Raytheon's air missile defense radar is meant to increase detection range, according to the company. (Raytheon illustration)
Apr. 8, 2014 - By CHRISTOPHER P. CAVAS – Defense News
NATIONAL HARBOR, MD. — With a temporary work stoppage lifted, Raytheon is working to develop its air missile defense radar (AMDR) for the US Navy’s future Aegis destroyers.
“We’re two months into the contract, but we’re more than two years into technical development,” Tad Dickinson, Raytheon’s AMDR program manager, said at the Navy League’s Sea-Air-Space Exposition outside Washington.
The company already has built a test array structure, a roughly 14-by-14-foot array to check fittings of the components of the electrically scanned radar, which will replace SPY-1 radars used on today’s Aegis ships.
The S-band AMDR will have more than 30 times the sensitivity of the SPY-1, and is designed to dramatically increase the fidelity of the system to track ballistic missile targets.

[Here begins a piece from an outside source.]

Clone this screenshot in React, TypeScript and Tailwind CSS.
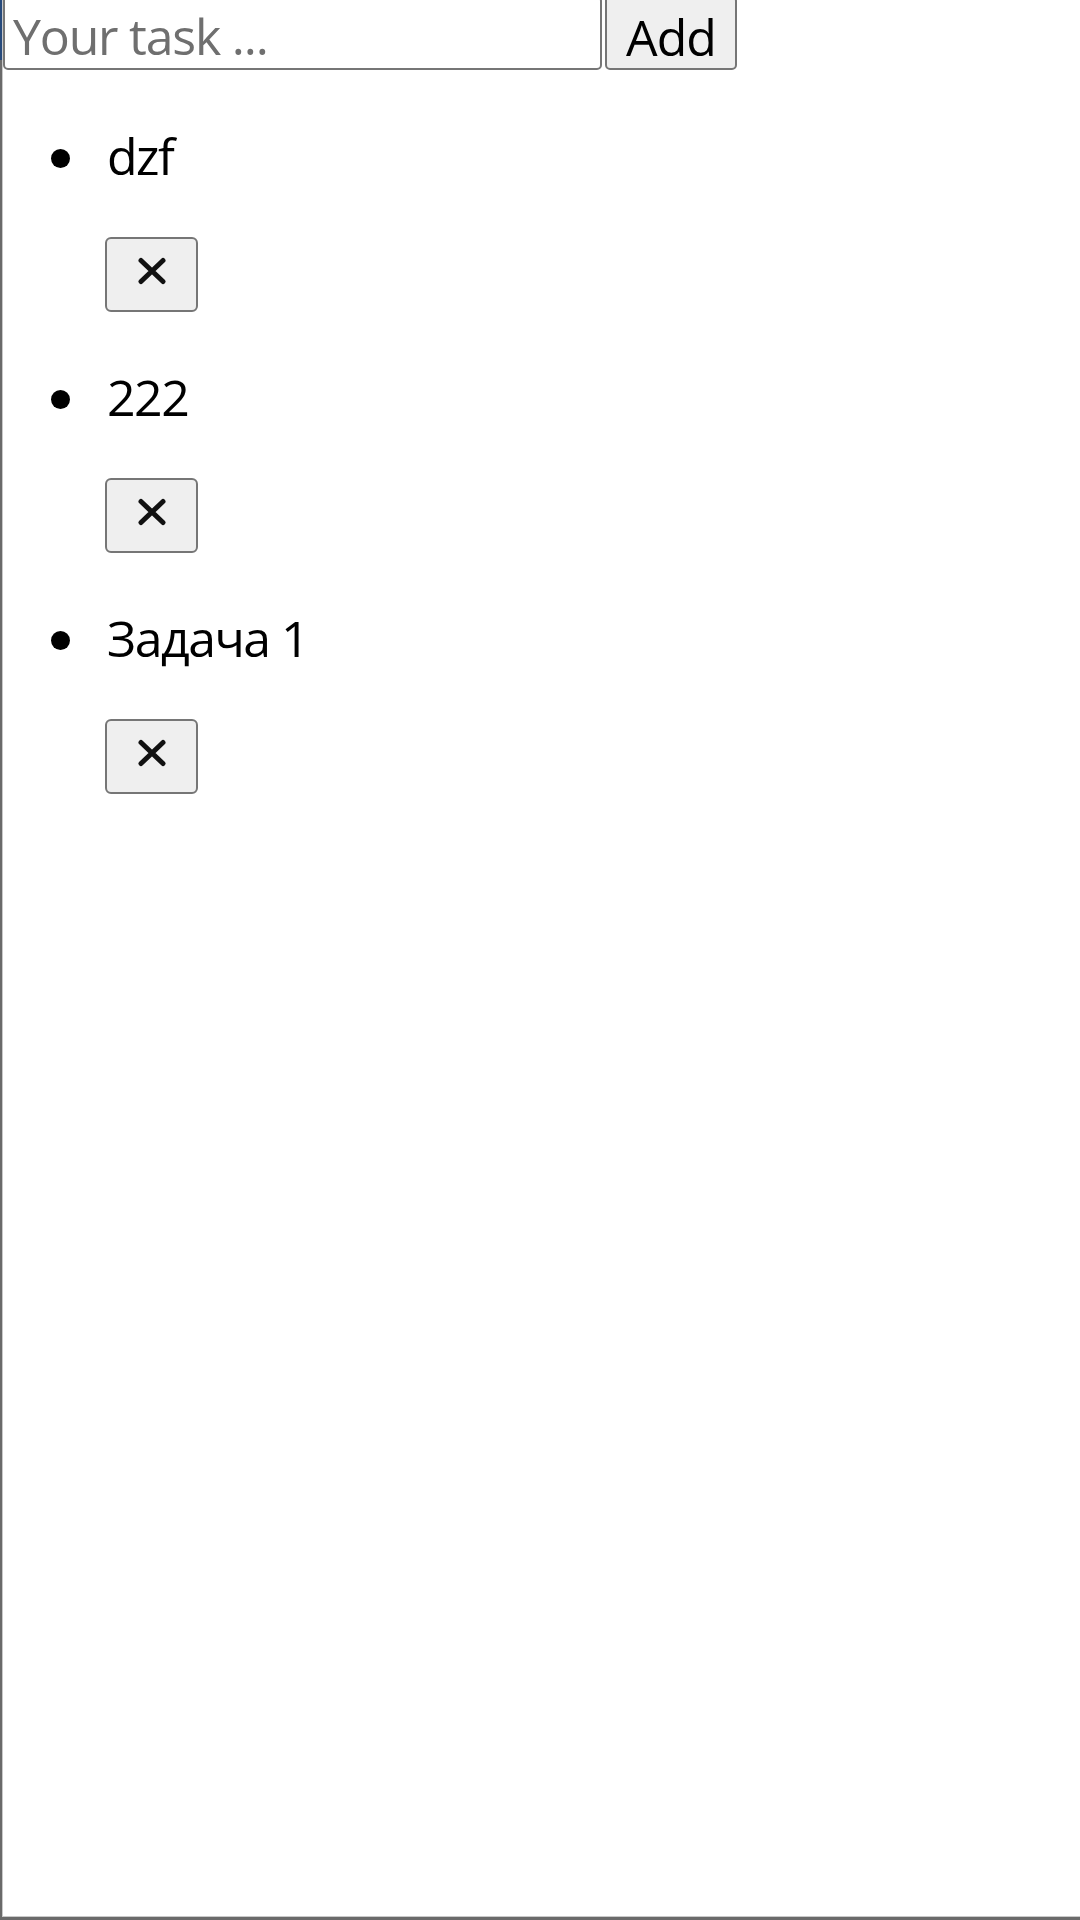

Raytheon beat proposals from Lockheed Martin and Northrop Grumman to win the AMDR contract. Work was temporarily halted when Lockheed filed a protest, but the work stoppage ended in January when the protest was dropped. Raytheon and Lockheed will both work on AMDR, which will be integrated into the Lockheed Aegis system.
Raytheon is working toward the program’s first critical design review, scheduled for November. The system is intended to be installed in the yet-to-be-named DDG 124, a destroyer to be funded in 2016. Delivery of the first set of AMDR radars is scheduled for 2019, Dickinson said.